Check this out to get more details about duplicate and borderline duplicate keys.
Unused indexes are tricky. When you are analyzing this data, you have to keep in mind that this data is only available since the last restart. If you rebooted the server yesterday and are viewing the data today, you might see a lot of unused indexes in the list. But are they really unused? Or have the indexes not just been used YET? This is a very important point when deciding to disable or drop an index based on this list. If you reboot your servers monthly due to Microsoft security patches, consider reviewing the list the day prior to the reboot. I once dropped an index 3 weeks after the server was rebooted, thinking that the entire application workload must have been run by now. A few days later, I got a call on the weekend that the database server was pegged at 100% CPU utilization. I reviewed which queries were using the most CPU and found that the top query’s WHERE clause matched the index I had dropped. That query only ran once a month, which is why it hadn’t recorded any reads yet. We later moved that monthly process to another server that was refreshed regularly with production data.
Generally speaking, a table should have a clustered index. A good exception is staging tables, such as those needed for ETL processing. When a table doesn’t have a clustered index, it’s called a heap.
Heaps are great for INSERTs but not for SELECTs. DELETEs leave the space behind unless a table lock is used during the delete, either via a table hint or by lock escalation. Empty space takes up space in backups, restores and memory. If you scan the heap, you must also scan the empty space even if there are no rows. And then there’s UPDATEs. UPDATEs can cause forwarded records if the updated data does not fit on the page. Forwarding pointers are used to keep track of where the data is (a different page). This means extra and random IO.
Heaps cause fragmentation, extra reads and sometimes a huge waste of space.
Just say NO to heaps unless it’s a staging table or some other really, really good reason.
DATABASE SIZE AND GROWTH
Is your database growing faster than you expect? Knowing how big your database is and how fast it is growing can help you plan for future hardware upgrades including memory and disk space.
Most of us have monitoring in place to alert when a drive is running out of free space. Wouldn’t it be nice to proactively add storage before you receive an alert? Keep track of total and free disk space over time to help you determine when to add more space or even when to order more storage.
VIRTUAL LOG FILES
If a database has a high number of Virtual Log Files (VLFs), it can impact the the speed of transaction log backups and database recovery. I once had a database with 75,000 VLFs. I didn’t even know what a VLF was at the time (hence having so many). After rebooting the server, a mission critical database with extremely high SLAs took 45 minutes to complete recovery. We were in the process of opening a support case with Microsoft when the database finally came online. The next day, I contacted a Microsoft engineer and learned about VLFs.

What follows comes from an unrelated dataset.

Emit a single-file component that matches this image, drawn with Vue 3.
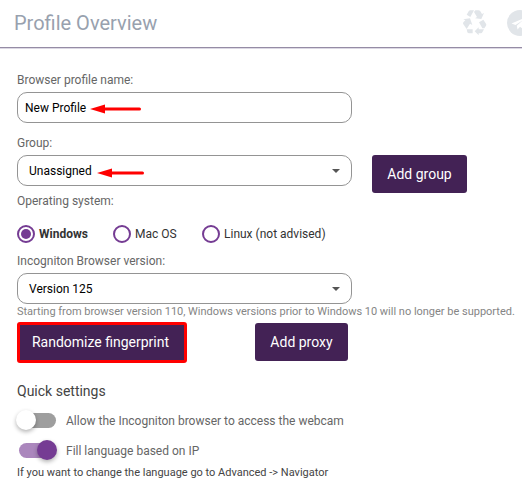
<script setup>
import { ref } from 'vue'

const profileName = ref('New Profile')
const selectedOs = ref('windows')

const systems = [
  { id: 'windows', label: 'Windows' },
  { id: 'mac', label: 'Mac OS' },
  { id: 'linux', label: 'Linux (not advised)' },
]

const settings = ref([
  { id: 'webcam', label: 'Allow the Incogniton browser to access the webcam', on: false },
  { id: 'language', label: 'Fill language based on IP', on: true },
])
</script>

<template>
  <div class="profile-page">
    <header class="page-header">
      <h1 class="page-title">Profile Overview</h1>
      <div class="header-icons">
        <svg class="header-icon" width="26" height="26" viewBox="0 0 78 78">
          <path d="M14 14 20 4Q22 1 25 1H36L25 21ZM40 1H49Q53 1 55 4L60 12 66 9 58 27 39 25 45 21 36 6Z" />
          <path d="M4 28 24 25 31 45 24 41 14 57 4 43Q2 40 4 37L10 31ZM51 37 64 29 72 41Q74 44 72 47L67 55H61Z" />
          <path d="M14 58H32V70H21Q18 70 16 67ZM38 64 50 52V58H66L61 67Q60 70 57 70H50V76Z" />
        </svg>
        <svg class="header-icon" width="26" height="26" viewBox="0 0 26 26">
          <circle cx="13" cy="13" r="13" />
          <path class="plane" d="M4.500 13.500 20 7 17.500 20 13 16.800 10.500 19.500 9.800 15.800 16 10 8.500 15Z" />
        </svg>
      </div>
    </header>

    <main class="profile-form">
      <label class="field-label name-label">Browser profile name:</label>
      <div class="field name-field">
        <span>{{ profileName }}</span>
        <svg class="arrow" width="52" height="10" viewBox="0 0 52 10">
          <path d="M0 5 15 .5V9.500Z" />
          <path d="M14 3.500H49.500a1.500 1.500 0 0 1 0 3H14Z" />
        </svg>
      </div>

      <div class="group-row">
        <div>
          <label class="field-label group-label">Group:</label>
          <div class="field select-field">
            <span>Unassigned</span>
            <svg class="arrow" width="48" height="10" viewBox="0 0 48 10">
              <path d="M0 5 15 .5V9.500Z" />
              <path d="M14 3.500H45.500a1.500 1.500 0 0 1 0 3H14Z" />
            </svg>
            <span class="caret"></span>
          </div>
        </div>
        <button class="btn group-btn">Add group</button>
      </div>

      <label class="field-label">Operating system:</label>
      <div class="os-list">
        <div
          v-for="os in systems"
          :key="os.id"
          class="os-option"
          :class="[`os-option--${os.id}`, { 'os-option--active': selectedOs === os.id }]"
          @click="selectedOs = os.id"
        >
          <span class="radio"></span>
          <span class="os-name">{{ os.label }}</span>
        </div>
      </div>

      <label class="field-label version-label">Incogniton Browser version:</label>
      <div class="field select-field">
        <span>Version 125</span>
        <span class="caret"></span>
      </div>
      <p class="hint">
        Starting from browser version 110, Windows versions prior to Windows 10 will no longer be supported.
      </p>

      <div class="actions">
        <button class="btn btn--outlined">Randomize fingerprint</button>
        <button class="btn proxy-btn">Add proxy</button>
      </div>

      <h2 class="section-title">Quick settings</h2>
      <div
        v-for="item in settings"
        :key="item.id"
        class="setting"
        @click="item.on = !item.on"
      >
        <span class="toggle" :class="{ 'toggle--on': item.on }">
          <span class="knob"></span>
        </span>
        <span class="setting-label">{{ item.label }}</span>
      </div>
      <p class="note">If you want to change the language go to Advanced -&gt; Navigator</p>
    </main>
  </div>
</template>

<style>
body {
  background: #fff;
  overflow: hidden;
}
</style>

<style scoped>
.profile-page {
  width: 522px;
  height: 495px;
  overflow: hidden;
  background: #fff;
  font-family: Roboto, "Liberation Sans", sans-serif;
  font-size: 12px;
  color: #333;
}

.profile-page * {
  box-sizing: border-box;
  white-space: nowrap;
}

.page-header {
  display: flex;
  justify-content: space-between;
  height: 49px;
  border-bottom: 1px solid #dcd8e4;
  box-shadow: inset 0 -1px #958ca5;
}

.page-title {
  margin: 0 0 0 14px;
  font-size: 20px;
  font-weight: 400;
  line-height: 46px;
  color: #98a1ae;
}

.header-icons {
  display: flex;
  gap: 19px;
  width: 60px;
  padding-top: 10px;
}

.header-icon {
  flex: none;
  fill: #e1e5e9;
}

.plane {
  fill: #fff;
}

.profile-form {
  padding: 23px 0 0 17px;
}

.field-label {
  display: block;
  height: 16px;
  line-height: 16px;
  color: #666;
}

.name-label {
  margin-bottom: 4px;
}

.field {
  display: flex;
  align-items: center;
  width: 335px;
  height: 31px;
  padding: 0 11px 0 7px;
  border: 1px solid #949494;
  border-radius: 10px;
  color: #000;
}

.select-field {
  padding-left: 11px;
}

.arrow {
  margin: 3px 0 0 4px;
  fill: #f00;
}

.select-field .arrow {
  margin: 5px 0 0 5px;
}

.caret {
  margin-left: auto;
  border: 4px solid transparent;
  border-top-color: #555;
  border-bottom: 0;
}

.group-row {
  display: flex;
  align-items: flex-start;
  gap: 20px;
  padding-top: 12px;
}

.group-label {
  margin-bottom: 4px;
}

.btn {
  height: 38px;
  padding: 0;
  border: 0;
  border-radius: 3px;
  background: #432255;
  color: #fff;
  font-family: inherit;
  font-size: 14px;
}

.group-btn {
  width: 95px;
  margin-top: 20px;
}

.os-list {
  display: flex;
  height: 18px;
  margin-top: 16px;
}

.os-option {
  display: flex;
  align-items: center;
  gap: 4px;
}

.os-option--windows {
  width: 96px;
}

.os-option--mac {
  width: 89px;
}

.radio {
  display: grid;
  place-items: center;
  width: 18px;
  height: 18px;
  border: 2px solid #753c93;
  border-radius: 50%;
}

.os-option--active .radio::after {
  content: '';
  width: 10px;
  height: 10px;
  border-radius: 50%;
  background: #753c93;
}

.os-option--active .os-name {
  font-weight: 700;
}

.version-label {
  margin: 10px 0 4px;
}

.hint {
  margin: 0;
  height: 18px;
  font-size: 11px;
  line-height: 16px;
  letter-spacing: -0.01px;
  color: #858585;
}

.actions {
  display: flex;
  align-items: flex-start;
  gap: 68px;
  height: 41px;
}

.btn--outlined {
  width: 170px;
  height: 41px;
  padding: 0 3px 2px 0;
  border: 3px solid #f00;
}

.proxy-btn {
  width: 93px;
  margin-top: 1px;
}

.section-title {
  margin: 18px 0 18px;
  font-size: 14px;
  font-weight: 400;
  line-height: 20px;
  color: #444;
}

.setting {
  display: flex;
  align-items: center;
  height: 14px;
  margin: -6px 0 22px;
}

.toggle {
  display: flex;
  align-items: center;
  width: 37px;
  height: 15px;
  margin: 0 10px 0 2px;
  border-radius: 8px;
  background: #9e9e9e;
}

.toggle--on {
  justify-content: flex-end;
  background: #ab87bd;
}

.knob {
  flex: none;
  width: 20px;
  height: 20px;
  margin-left: -3px;
  border-radius: 50%;
  background: #fff;
  box-shadow: 0 2px 4px rgba(0, 0, 0, 0.3);
}

.toggle--on .knob {
  margin-right: -1px;
  background: #753c93;
}

.setting-label {
  padding-top: 1px;
  color: #666;
}

.note {
  margin: -14px 0 0;
  font-size: 11px;
  line-height: 16px;
  color: #444;
}
</style>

For more information about VLFs and how to fix them, go here.
During a production problem, you might be saving data to a backup table to later review or possibly restore from. But are you remembering to drop these objects at a later time? Search for key words such as “backup”, “bkp”, “bak”, “temp”, or even your name or your initials.

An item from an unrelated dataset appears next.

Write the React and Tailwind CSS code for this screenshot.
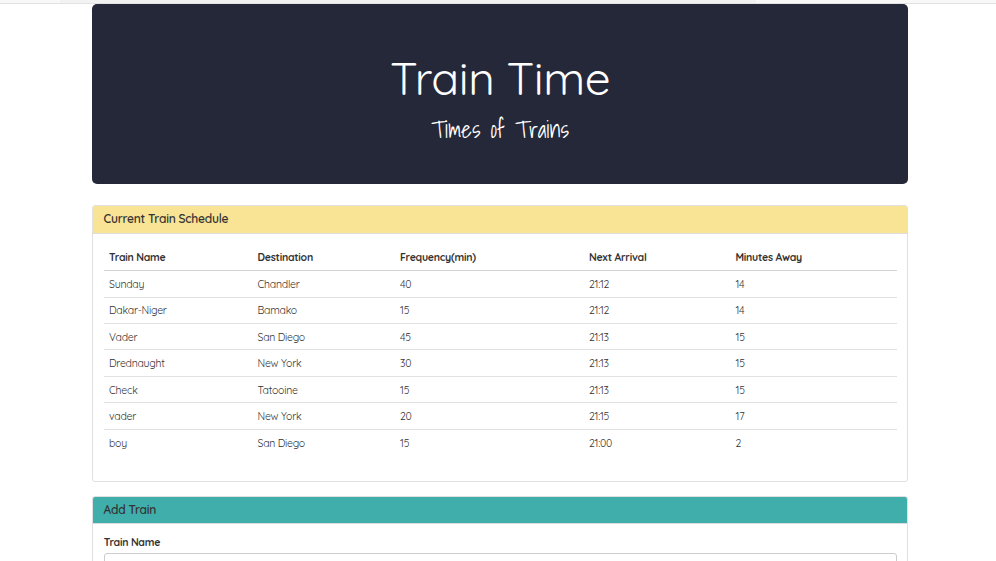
const trains = [
  ["Sunday", "Chandler", "40", "21:12", "14"],
  ["Dakar-Niger", "Bamako", "15", "21:12", "14"],
  ["Vader", "San Diego", "45", "21:13", "15"],
  ["Drednaught", "New York", "30", "21:13", "15"],
  ["Check", "Tatooine", "15", "21:13", "15"],
  ["vader", "New York", "20", "21:15", "17"],
  ["boy", "San Diego", "15", "21:00", "2"],
];

const columns = "grid grid-cols-[148.5px_142.5px_189px_146.5px_1fr] items-center pl-[5.3px]";

function Panel({ title, headerClass, className, children }) {
  return (
    <section className={`rounded-[3px] border border-[#e0e0e0] bg-white ${className}`}>
      <h2 className={`flex items-center rounded-t-[2px] border-b border-[#dddddd] pl-[10.6px] text-[12px] font-semibold tracking-[-0.26px] text-[#333333] ${headerClass}`}>
        {title}
      </h2>
      {children}
    </section>
  );
}

export default function App() {
  return (
    <div className="h-[561px] overflow-hidden bg-white font-['Quicksand','Lato',sans-serif] text-[#333333]">
      <div className="flex h-1 border-b border-[#e2e2e2] bg-[#f8f8f8]">
        <div className="ml-[60px] w-[696px] bg-[#f2f2f2]" />
      </div>
      <main className="ml-[92px] w-[816.3px]">
        <header className="flex h-[179.6px] flex-col items-center rounded-[5px] bg-[#252839] text-white">
          <h1 className="mt-[45px] h-[58px] whitespace-nowrap text-[46px] leading-[58px] font-normal tracking-[-0.45px]">
            Train Time
          </h1>
          <p className="mt-[6px] h-[34px] whitespace-nowrap font-['Shadows_Into_Light','Lato',cursive] text-[23px] leading-[34px] font-normal">
            Times of Trains
          </p>
        </header>

        <Panel
          title="Current Train Schedule"
          headerClass="h-[28px] bg-[#f9e394] pb-px"
          className="mt-[21.4px] h-[277px]"
        >
          <div className="px-[10.7px] pt-[9.8px]">
            <div className={`${columns} h-[27.5px] border-b border-[#d4d4d4] pt-[2px] text-[10.5px] font-bold tracking-[-0.24px]`}>
              <span>Train Name</span>
              <span>Destination</span>
              <span>Frequency(min)</span>
              <span>Next Arrival</span>
              <span>Minutes Away</span>
            </div>
            {trains.map((train, i) => (
              <div key={i} className={`${columns} h-[26.4px] border-b border-[#e2e2e2] pt-[2px] text-[10.5px] font-normal tracking-[-0.23px] text-[#333333] last:border-0`}>
                {train.map((value, j) => (
                  <span key={j}>{value}</span>
                ))}
              </div>
            ))}
          </div>
        </Panel>

        <Panel
          title="Add Train"
          headerClass="h-[27px] bg-[#40afab]"
          className="mt-[14px] h-[200px]"
        >
          <form className="px-[10.7px] pt-[9px]">
            <label htmlFor="train-name" className="block h-[20px] text-[10.5px] leading-[18px] font-bold tracking-[-0.24px]">
              Train Name
            </label>
            <input id="train-name" className="block h-[27px] w-full rounded-[3px] border border-[#cccccc] bg-white" />
          </form>
        </Panel>
      </main>
    </div>
  );
}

Hopefully you’re saving sp_WhoIsActive data to a table regularly, such as every 30-60 seconds. You may be using this data to help you find blocking, slow-performing queries, bad execution plans, or tempdb contention. But you probably are looking at the data when there is a current production problem. It might make sense to review the data periodically even if there isn’t a production problem. You might be able to spot a problem or a trend before it becomes a larger problem.
If you aren’t saving sp_WhoIsActive data, check this out for one method.
For sp_BlitzCache, I would take a peek to see if anything stands out. Capture the output of sp_BlitzCache into a table so that you can compare it to previous checks. Is there a stored procedure that’s running slower than it did previously? Is there anything surprising in there, such as a stored procedure that executing several times per second? I once supported a system that had a stored procedure running several hundred times per second. This isn’t necessarily a problem, but I wasn’t sure if it should be running this often. After speaking with the developer, I learned that it was an application bug. The developer fixed the bug in the next release, and I verified it by checking how often it was executing.
For more information about sp_BlitzCache, go here.
WRAPPING IT UP
Wouldn’t it be great to automate collecting all of this data? I leave that exercise up to the reader, but I think it’s important to also do manual checks of your SQL Servers. Set aside some time to proactively fix problems.
How often do you “Spring Clean” your SQL Servers and databases?
What else would you add to this list?
Brent says: as a DBA, it’s so easy to become completely reactive, putting out fires. There’s always gonna be a fire to distract you – you just have to buckle down and set aside time to get proactive.